Quel développement ?
Nous discutons avec Weibo, le twitter chinois, pour devenir le diffuseur exclusif de leurs webtoons en français. Ce sont des contenus d’excellente qualité. Il s’agira d’un accord à double sens qui peut aussi nous permettre d’exporter des webtoons français. Delitoon doit également devenir une plateforme d’exportation des auteurs et des éditeurs francophones vers les marchés coréens et chinois.

"The I" par Nam Jung Hoo présent au FIBD 2017

Que propose un stand de webtoon dans un festival comme Angoulême ?

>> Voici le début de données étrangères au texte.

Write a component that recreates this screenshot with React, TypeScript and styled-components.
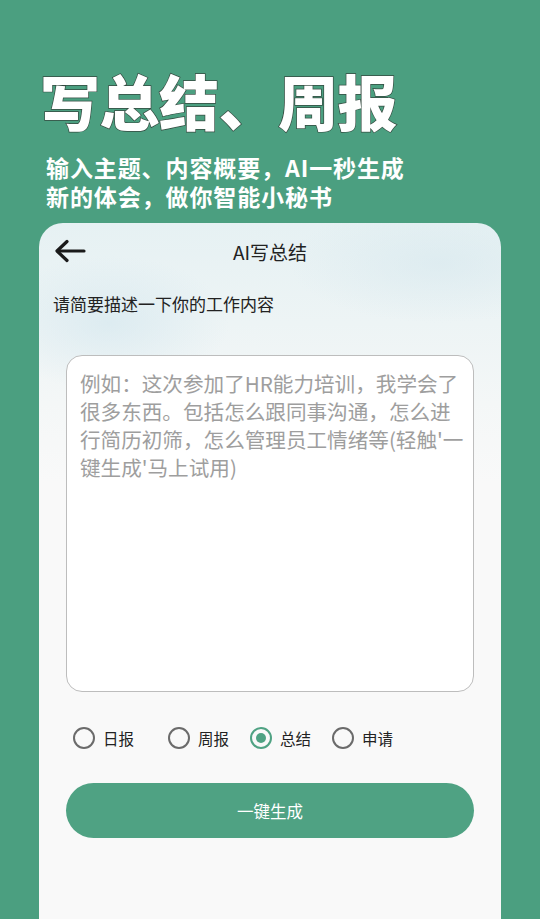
import React, { useState } from "react";
import styled, { createGlobalStyle } from "styled-components";

const GlobalStyle = createGlobalStyle`
  html, body { margin: 0; padding: 0; background: #4b9f80; }
  body { font-family: "Noto Sans CJK SC", "Noto Sans", sans-serif; }
  * { box-sizing: border-box; }
`;

const Page = styled.div`
  width: 540px;
  height: 919px;
  overflow: hidden;
  background: #4b9f80;
  display: flex;
  flex-direction: column;
`;

const Hero = styled.header`
  padding: 69px 0 0 40px;
  display: flex;
  flex-direction: column;
`;

const BigTitle = styled.h1`
  margin: 0;
  font-size: 60px;
  line-height: 62px;
  font-weight: 900;
  color: #fff;
  letter-spacing: -0.5px;
  -webkit-text-stroke: 1.4px #34493f;
  paint-order: stroke fill;
`;

const Subtitle = styled.p`
  margin: 22px 0 0 6px;
  font-size: 23px;
  line-height: 29px;
  font-weight: 700;
  color: #fff;
  letter-spacing: 0.9px;
`;

const Card = styled.main`
  margin: 12px 0 0 39px;
  width: 462px;
  flex: 1;
  border-radius: 24px 24px 0 0;
  background:
    radial-gradient(ellipse 160px 90px at 70px 100px, rgba(210, 230, 238, 0.6), transparent 75%),
    radial-gradient(ellipse 200px 80px at 400px 40px, rgba(215, 232, 238, 0.6), transparent 75%),
    linear-gradient(180deg, #e6f1f3 0px, #edf4f5 100px, #f4f7f7 180px, #f9f9f9 260px);
  display: flex;
  flex-direction: column;
  padding: 0 27px;
`;

const TopBar = styled.div`
  height: 56px;
  display: flex;
  align-items: center;
  position: relative;
  margin: 0 -12px;
`;

const BackButton = styled.button`
  border: none;
  background: none;
  padding: 0;
  width: 34px;
  height: 30px;
  display: flex;
  align-items: center;
  cursor: pointer;
`;

const BarTitle = styled.div`
  position: absolute;
  left: 0;
  right: 0;
  text-align: center;
  font-size: 19px;
  color: #222;
  pointer-events: none;
`;

const Prompt = styled.div`
  margin: 13px 0 0 -13px;
  font-size: 17px;
  line-height: 24px;
  color: #222;
`;

const Field = styled.textarea`
  margin-top: 39px;
  width: 408px;
  height: 337px;
  border: 1px solid #bdbdbd;
  border-radius: 16px;
  background: #fff;
  padding: 13px 6px 13px 13px;
  font-family: "Noto Sans CJK SC", "Noto Sans", sans-serif;
  font-size: 20.6px;
  line-height: 28px;
  color: #333;
  resize: none;
  outline: none;
  overflow: hidden;
  &::placeholder { color: #9e9e9e; }
`;

const RadioRow = styled.div`
  margin-top: 34px;
  height: 24px;
  display: flex;
  align-items: center;
  padding-left: 7px;
`;

const RadioItem = styled.label<{ $extra?: number }>`
  display: flex;
  align-items: center;
  gap: 8px;
  margin-right: ${(p) => 21 + (p.$extra || 0)}px;
  font-size: 15.5px;
  color: #222;
  cursor: pointer;
`;

const Circle = styled.span<{ $on: boolean }>`
  width: 22px;
  height: 22px;
  border-radius: 50%;
  border: 2px solid ${(p) => (p.$on ? "#4fa283" : "#6b6b6b")};
  display: flex;
  align-items: center;
  justify-content: center;
  &::after {
    content: "";
    width: 10px;
    height: 10px;
    border-radius: 50%;
    background: ${(p) => (p.$on ? "#4fa283" : "transparent")};
  }
`;

const Generate = styled.button`
  margin-top: 33px;
  width: 408px;
  height: 55px;
  border: none;
  border-radius: 28px;
  background: #4fa283;
  color: #fff;
  font-family: "Noto Sans CJK SC", "Noto Sans", sans-serif;
  font-size: 16.5px;
  cursor: pointer;
`;

const options = ["日报", "周报", "总结", "申请"];

export default function App() {
  const [sel, setSel] = useState("总结");
  return (
    <Page>
      <GlobalStyle />
      <Hero>
        <BigTitle>写总结、周报</BigTitle>
        <Subtitle>
          输入主题、内容概要，AI一秒生成
          <br />
          新的体会，做你智能小秘书
        </Subtitle>
      </Hero>
      <Card>
        <TopBar>
          <BackButton aria-label="返回">
            <svg width="32" height="24" viewBox="0 0 32 24" fill="none">
              <path d="M30 12H4" stroke="#1a1a1a" strokeWidth="3.2" strokeLinecap="round" />
              <path d="M13 2.5L3 12l10 9.5" stroke="#1a1a1a" strokeWidth="3.2" strokeLinecap="round" strokeLinejoin="round" />
            </svg>
          </BackButton>
          <BarTitle>AI写总结</BarTitle>
        </TopBar>
        <Prompt>请简要描述一下你的工作内容</Prompt>
        <Field placeholder="例如：这次参加了HR能力培训，我学会了很多东西。包括怎么跟同事沟通，怎么进行简历初筛，怎么管理员工情绪等(轻触'一键生成'马上试用)" />
        <RadioRow>
          {options.map((o, i) => (
            <RadioItem key={o} $extra={i === 0 ? 13 : 0} onClick={() => setSel(o)}>
              <Circle $on={sel === o} />
              {o}
            </RadioItem>
          ))}
        </RadioRow>
        <Generate>一键生成</Generate>
      </Card>
    </Page>
  );
}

Nous avons le plaisir d’accueillir Lee Narae pour Honey Blood, mais aussi Nam Jung Hoon pour The I. Nous allons organiser des drawing shows, des dédicaces en vidéo. Ce sont des performances-spectacles que Kim Jung Gi a déjà popularisé. Nos visiteurs ne repartiront pas avec un livre, mais des souvenirs. Ils viennent pour s’amuser, se faire prendre en photo (comme le médaillon), lire des webtoons sur nos stations, discuter, … Nous venons en salon, c’est avant tout pour rencontrer les lecteurs. L’achat peut se faire ensuite n’importe et n’importe quand. Si tu as un smartphone, tu as Delitoon.